Collected material =>
■ ■ ■

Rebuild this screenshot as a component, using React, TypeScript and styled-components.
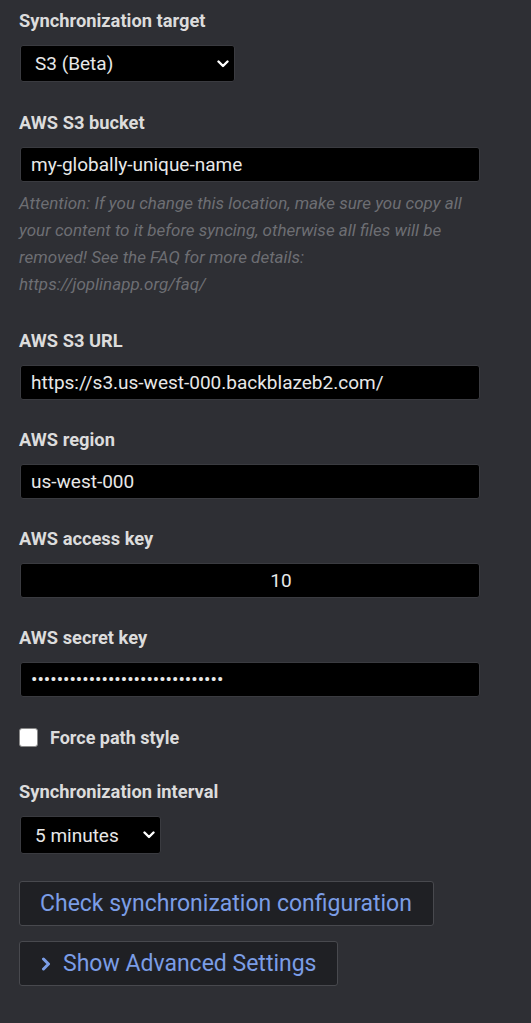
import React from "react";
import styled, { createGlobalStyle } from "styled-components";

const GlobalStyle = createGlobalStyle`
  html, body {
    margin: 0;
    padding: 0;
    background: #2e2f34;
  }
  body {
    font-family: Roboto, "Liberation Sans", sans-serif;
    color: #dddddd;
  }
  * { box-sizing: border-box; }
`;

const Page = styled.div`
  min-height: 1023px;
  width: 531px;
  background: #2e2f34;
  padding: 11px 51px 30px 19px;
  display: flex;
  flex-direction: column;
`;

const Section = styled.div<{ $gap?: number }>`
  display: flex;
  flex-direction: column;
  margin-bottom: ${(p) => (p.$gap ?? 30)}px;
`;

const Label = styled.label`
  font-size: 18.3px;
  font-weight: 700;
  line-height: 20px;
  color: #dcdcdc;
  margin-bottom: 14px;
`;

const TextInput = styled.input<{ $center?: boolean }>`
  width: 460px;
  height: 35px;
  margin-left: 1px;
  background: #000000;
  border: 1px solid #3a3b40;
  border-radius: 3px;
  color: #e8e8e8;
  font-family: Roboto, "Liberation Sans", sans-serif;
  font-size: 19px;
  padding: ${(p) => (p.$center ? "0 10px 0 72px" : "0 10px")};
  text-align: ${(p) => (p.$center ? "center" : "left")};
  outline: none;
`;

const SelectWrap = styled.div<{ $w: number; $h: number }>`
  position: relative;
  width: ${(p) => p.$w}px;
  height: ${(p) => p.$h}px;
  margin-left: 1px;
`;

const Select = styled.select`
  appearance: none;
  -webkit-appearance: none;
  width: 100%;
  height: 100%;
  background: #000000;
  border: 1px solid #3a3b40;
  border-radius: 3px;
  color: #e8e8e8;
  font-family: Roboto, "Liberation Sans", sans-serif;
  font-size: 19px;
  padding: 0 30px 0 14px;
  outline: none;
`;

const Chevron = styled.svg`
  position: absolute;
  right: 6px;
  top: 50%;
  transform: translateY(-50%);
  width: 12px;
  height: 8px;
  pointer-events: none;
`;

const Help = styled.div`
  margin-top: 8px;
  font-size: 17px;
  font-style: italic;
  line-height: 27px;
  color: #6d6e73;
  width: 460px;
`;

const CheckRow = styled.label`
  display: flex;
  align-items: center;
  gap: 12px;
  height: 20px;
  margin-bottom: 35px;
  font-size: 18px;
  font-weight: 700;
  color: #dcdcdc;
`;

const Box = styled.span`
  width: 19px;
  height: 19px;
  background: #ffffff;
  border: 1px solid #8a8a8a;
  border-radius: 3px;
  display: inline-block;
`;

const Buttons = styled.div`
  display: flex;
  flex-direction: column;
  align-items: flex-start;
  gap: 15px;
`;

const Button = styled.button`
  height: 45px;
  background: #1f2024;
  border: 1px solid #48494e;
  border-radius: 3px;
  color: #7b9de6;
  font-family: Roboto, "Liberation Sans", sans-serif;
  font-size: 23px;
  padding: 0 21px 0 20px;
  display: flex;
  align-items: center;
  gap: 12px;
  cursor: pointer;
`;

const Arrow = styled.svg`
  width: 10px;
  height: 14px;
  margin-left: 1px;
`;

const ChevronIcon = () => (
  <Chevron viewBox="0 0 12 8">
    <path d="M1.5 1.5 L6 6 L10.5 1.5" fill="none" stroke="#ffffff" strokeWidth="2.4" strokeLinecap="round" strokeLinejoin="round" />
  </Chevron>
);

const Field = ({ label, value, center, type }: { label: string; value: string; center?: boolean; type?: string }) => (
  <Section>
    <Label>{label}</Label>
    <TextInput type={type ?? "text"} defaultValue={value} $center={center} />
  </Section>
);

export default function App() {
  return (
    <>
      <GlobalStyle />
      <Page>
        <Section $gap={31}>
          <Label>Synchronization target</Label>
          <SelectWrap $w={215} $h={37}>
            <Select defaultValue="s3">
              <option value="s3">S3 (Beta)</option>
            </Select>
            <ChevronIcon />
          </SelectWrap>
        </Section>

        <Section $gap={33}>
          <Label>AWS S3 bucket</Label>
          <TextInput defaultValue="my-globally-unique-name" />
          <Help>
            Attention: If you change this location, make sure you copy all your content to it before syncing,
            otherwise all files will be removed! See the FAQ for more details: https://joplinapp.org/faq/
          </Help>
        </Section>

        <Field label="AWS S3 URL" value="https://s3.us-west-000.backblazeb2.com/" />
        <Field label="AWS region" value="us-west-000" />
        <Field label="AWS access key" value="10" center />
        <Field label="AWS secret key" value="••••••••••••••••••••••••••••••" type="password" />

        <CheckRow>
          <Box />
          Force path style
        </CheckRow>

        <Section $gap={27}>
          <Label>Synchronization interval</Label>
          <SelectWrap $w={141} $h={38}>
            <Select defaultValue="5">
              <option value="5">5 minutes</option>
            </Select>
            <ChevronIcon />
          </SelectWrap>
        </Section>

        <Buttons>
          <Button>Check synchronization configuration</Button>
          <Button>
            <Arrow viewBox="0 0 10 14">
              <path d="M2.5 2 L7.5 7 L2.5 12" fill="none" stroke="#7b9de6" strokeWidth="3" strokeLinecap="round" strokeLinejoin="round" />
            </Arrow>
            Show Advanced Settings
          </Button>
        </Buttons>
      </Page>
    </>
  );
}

■ ■ ■

To do => Omit every picture while copying the listing above exactly.

Task result =>
Rebuild this screenshot as a component, using React, TypeScript and styled-components.
import React from "react";
import styled, { createGlobalStyle } from "styled-components";

const GlobalStyle = createGlobalStyle`
  html, body {
    margin: 0;
    padding: 0;
    background: #2e2f34;
  }
  body {
    font-family: Roboto, "Liberation Sans", sans-serif;
    color: #dddddd;
  }
  * { box-sizing: border-box; }
`;

const Page = styled.div`
  min-height: 1023px;
  width: 531px;
  background: #2e2f34;
  padding: 11px 51px 30px 19px;
  display: flex;
  flex-direction: column;
`;

const Section = styled.div<{ $gap?: number }>`
  display: flex;
  flex-direction: column;
  margin-bottom: ${(p) => (p.$gap ?? 30)}px;
`;

const Label = styled.label`
  font-size: 18.3px;
  font-weight: 700;
  line-height: 20px;
  color: #dcdcdc;
  margin-bottom: 14px;
`;

const TextInput = styled.input<{ $center?: boolean }>`
  width: 460px;
  height: 35px;
  margin-left: 1px;
  background: #000000;
  border: 1px solid #3a3b40;
  border-radius: 3px;
  color: #e8e8e8;
  font-family: Roboto, "Liberation Sans", sans-serif;
  font-size: 19px;
  padding: ${(p) => (p.$center ? "0 10px 0 72px" : "0 10px")};
  text-align: ${(p) => (p.$center ? "center" : "left")};
  outline: none;
`;

const SelectWrap = styled.div<{ $w: number; $h: number }>`
  position: relative;
  width: ${(p) => p.$w}px;
  height: ${(p) => p.$h}px;
  margin-left: 1px;
`;

const Select = styled.select`
  appearance: none;
  -webkit-appearance: none;
  width: 100%;
  height: 100%;
  background: #000000;
  border: 1px solid #3a3b40;
  border-radius: 3px;
  color: #e8e8e8;
  font-family: Roboto, "Liberation Sans", sans-serif;
  font-size: 19px;
  padding: 0 30px 0 14px;
  outline: none;
`;

const Chevron = styled.svg`
  position: absolute;
  right: 6px;
  top: 50%;
  transform: translateY(-50%);
  width: 12px;
  height: 8px;
  pointer-events: none;
`;

const Help = styled.div`
  margin-top: 8px;
  font-size: 17px;
  font-style: italic;
  line-height: 27px;
  color: #6d6e73;
  width: 460px;
`;

const CheckRow = styled.label`
  display: flex;
  align-items: center;
  gap: 12px;
  height: 20px;
  margin-bottom: 35px;
  font-size: 18px;
  font-weight: 700;
  color: #dcdcdc;
`;

const Box = styled.span`
  width: 19px;
  height: 19px;
  background: #ffffff;
  border: 1px solid #8a8a8a;
  border-radius: 3px;
  display: inline-block;
`;

const Buttons = styled.div`
  display: flex;
  flex-direction: column;
  align-items: flex-start;
  gap: 15px;
`;

const Button = styled.button`
  height: 45px;
  background: #1f2024;
  border: 1px solid #48494e;
  border-radius: 3px;
  color: #7b9de6;
  font-family: Roboto, "Liberation Sans", sans-serif;
  font-size: 23px;
  padding: 0 21px 0 20px;
  display: flex;
  align-items: center;
  gap: 12px;
  cursor: pointer;
`;

const Arrow = styled.svg`
  width: 10px;
  height: 14px;
  margin-left: 1px;
`;

const ChevronIcon = () => (
  <Chevron viewBox="0 0 12 8">
    <path d="M1.5 1.5 L6 6 L10.5 1.5" fill="none" stroke="#ffffff" strokeWidth="2.4" strokeLinecap="round" strokeLinejoin="round" />
  </Chevron>
);

const Field = ({ label, value, center, type }: { label: string; value: string; center?: boolean; type?: string }) => (
  <Section>
    <Label>{label}</Label>
    <TextInput type={type ?? "text"} defaultValue={value} $center={center} />
  </Section>
);

export default function App() {
  return (
    <>
      <GlobalStyle />
      <Page>
        <Section $gap={31}>
          <Label>Synchronization target</Label>
          <SelectWrap $w={215} $h={37}>
            <Select defaultValue="s3">
              <option value="s3">S3 (Beta)</option>
            </Select>
            <ChevronIcon />
          </SelectWrap>
        </Section>

        <Section $gap={33}>
          <Label>AWS S3 bucket</Label>
          <TextInput defaultValue="my-globally-unique-name" />
          <Help>
            Attention: If you change this location, make sure you copy all your content to it before syncing,
            otherwise all files will be removed! See the FAQ for more details: https://joplinapp.org/faq/
          </Help>
        </Section>

        <Field label="AWS S3 URL" value="https://s3.us-west-000.backblazeb2.com/" />
        <Field label="AWS region" value="us-west-000" />
        <Field label="AWS access key" value="10" center />
        <Field label="AWS secret key" value="••••••••••••••••••••••••••••••" type="password" />

        <CheckRow>
          <Box />
          Force path style
        </CheckRow>

        <Section $gap={27}>
          <Label>Synchronization interval</Label>
          <SelectWrap $w={141} $h={38}>
            <Select defaultValue="5">
              <option value="5">5 minutes</option>
            </Select>
            <ChevronIcon />
          </SelectWrap>
        </Section>

        <Buttons>
          <Button>Check synchronization configuration</Button>
          <Button>
            <Arrow viewBox="0 0 10 14">
              <path d="M2.5 2 L7.5 7 L2.5 12" fill="none" stroke="#7b9de6" strokeWidth="3" strokeLinecap="round" strokeLinejoin="round" />
            </Arrow>
            Show Advanced Settings
          </Button>
        </Buttons>
      </Page>
    </>
  );
}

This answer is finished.